**TASK INSTRUCTIONS**
Transcribe the whole listing below without changing a word, but leave out every image.

Start of MATERIAL

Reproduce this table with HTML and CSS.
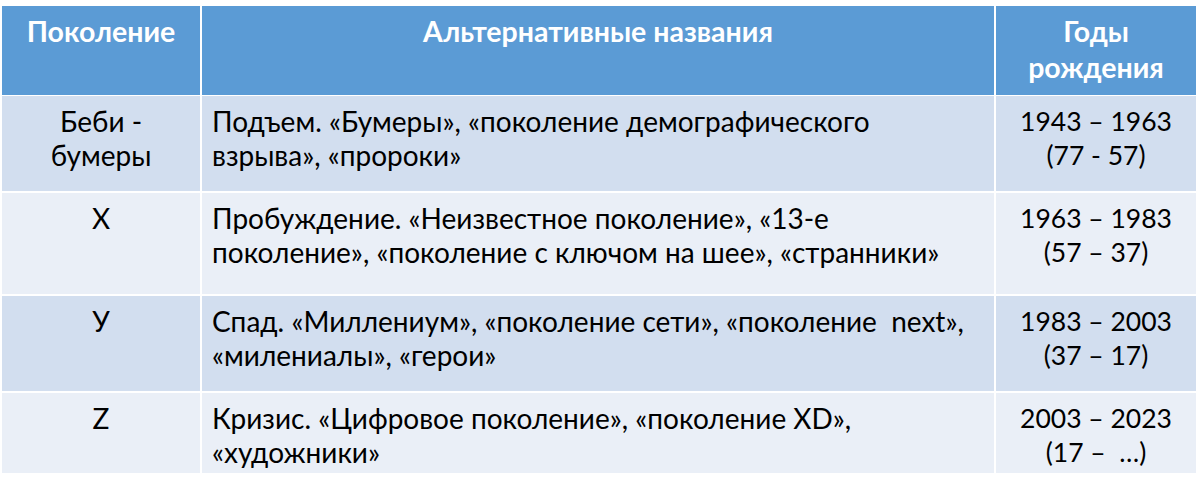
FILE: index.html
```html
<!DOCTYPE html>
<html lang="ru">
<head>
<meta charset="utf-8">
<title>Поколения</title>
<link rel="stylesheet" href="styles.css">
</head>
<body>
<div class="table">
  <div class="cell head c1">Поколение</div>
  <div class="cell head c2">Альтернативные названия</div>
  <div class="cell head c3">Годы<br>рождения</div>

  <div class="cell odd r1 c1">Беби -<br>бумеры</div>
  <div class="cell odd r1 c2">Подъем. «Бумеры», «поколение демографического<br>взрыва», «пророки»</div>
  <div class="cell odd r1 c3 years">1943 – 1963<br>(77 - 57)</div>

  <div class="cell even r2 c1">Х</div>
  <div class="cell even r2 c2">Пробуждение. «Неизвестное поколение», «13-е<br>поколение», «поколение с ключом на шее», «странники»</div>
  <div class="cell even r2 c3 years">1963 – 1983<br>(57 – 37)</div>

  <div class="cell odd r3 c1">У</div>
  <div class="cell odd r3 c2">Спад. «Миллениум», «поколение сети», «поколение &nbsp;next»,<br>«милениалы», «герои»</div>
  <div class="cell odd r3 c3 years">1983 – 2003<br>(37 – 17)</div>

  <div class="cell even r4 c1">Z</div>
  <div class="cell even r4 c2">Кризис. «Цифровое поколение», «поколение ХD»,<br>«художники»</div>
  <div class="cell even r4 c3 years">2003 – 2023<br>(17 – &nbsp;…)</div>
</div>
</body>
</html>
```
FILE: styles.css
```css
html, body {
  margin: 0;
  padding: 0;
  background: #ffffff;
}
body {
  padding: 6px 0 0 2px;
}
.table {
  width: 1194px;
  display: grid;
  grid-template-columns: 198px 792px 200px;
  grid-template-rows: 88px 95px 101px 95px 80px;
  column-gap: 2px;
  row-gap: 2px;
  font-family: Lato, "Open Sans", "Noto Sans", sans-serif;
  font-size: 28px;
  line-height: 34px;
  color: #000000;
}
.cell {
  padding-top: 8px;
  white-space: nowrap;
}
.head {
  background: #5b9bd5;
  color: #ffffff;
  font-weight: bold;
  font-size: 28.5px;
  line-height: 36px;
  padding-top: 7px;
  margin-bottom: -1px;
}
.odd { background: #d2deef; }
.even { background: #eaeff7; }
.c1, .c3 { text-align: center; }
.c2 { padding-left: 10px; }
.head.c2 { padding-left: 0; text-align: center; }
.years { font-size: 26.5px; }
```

End of MATERIAL

**RIGHT ANSWER**
Reproduce this table with HTML and CSS.
FILE: index.html
```html
<!DOCTYPE html>
<html lang="ru">
<head>
<meta charset="utf-8">
<title>Поколения</title>
<link rel="stylesheet" href="styles.css">
</head>
<body>
<div class="table">
  <div class="cell head c1">Поколение</div>
  <div class="cell head c2">Альтернативные названия</div>
  <div class="cell head c3">Годы<br>рождения</div>

  <div class="cell odd r1 c1">Беби -<br>бумеры</div>
  <div class="cell odd r1 c2">Подъем. «Бумеры», «поколение демографического<br>взрыва», «пророки»</div>
  <div class="cell odd r1 c3 years">1943 – 1963<br>(77 - 57)</div>

  <div class="cell even r2 c1">Х</div>
  <div class="cell even r2 c2">Пробуждение. «Неизвестное поколение», «13-е<br>поколение», «поколение с ключом на шее», «странники»</div>
  <div class="cell even r2 c3 years">1963 – 1983<br>(57 – 37)</div>

  <div class="cell odd r3 c1">У</div>
  <div class="cell odd r3 c2">Спад. «Миллениум», «поколение сети», «поколение &nbsp;next»,<br>«милениалы», «герои»</div>
  <div class="cell odd r3 c3 years">1983 – 2003<br>(37 – 17)</div>

  <div class="cell even r4 c1">Z</div>
  <div class="cell even r4 c2">Кризис. «Цифровое поколение», «поколение ХD»,<br>«художники»</div>
  <div class="cell even r4 c3 years">2003 – 2023<br>(17 – &nbsp;…)</div>
</div>
</body>
</html>
```
FILE: styles.css
```css
html, body {
  margin: 0;
  padding: 0;
  background: #ffffff;
}
body {
  padding: 6px 0 0 2px;
}
.table {
  width: 1194px;
  display: grid;
  grid-template-columns: 198px 792px 200px;
  grid-template-rows: 88px 95px 101px 95px 80px;
  column-gap: 2px;
  row-gap: 2px;
  font-family: Lato, "Open Sans", "Noto Sans", sans-serif;
  font-size: 28px;
  line-height: 34px;
  color: #000000;
}
.cell {
  padding-top: 8px;
  white-space: nowrap;
}
.head {
  background: #5b9bd5;
  color: #ffffff;
  font-weight: bold;
  font-size: 28.5px;
  line-height: 36px;
  padding-top: 7px;
  margin-bottom: -1px;
}
.odd { background: #d2deef; }
.even { background: #eaeff7; }
.c1, .c3 { text-align: center; }
.c2 { padding-left: 10px; }
.head.c2 { padding-left: 0; text-align: center; }
.years { font-size: 26.5px; }
```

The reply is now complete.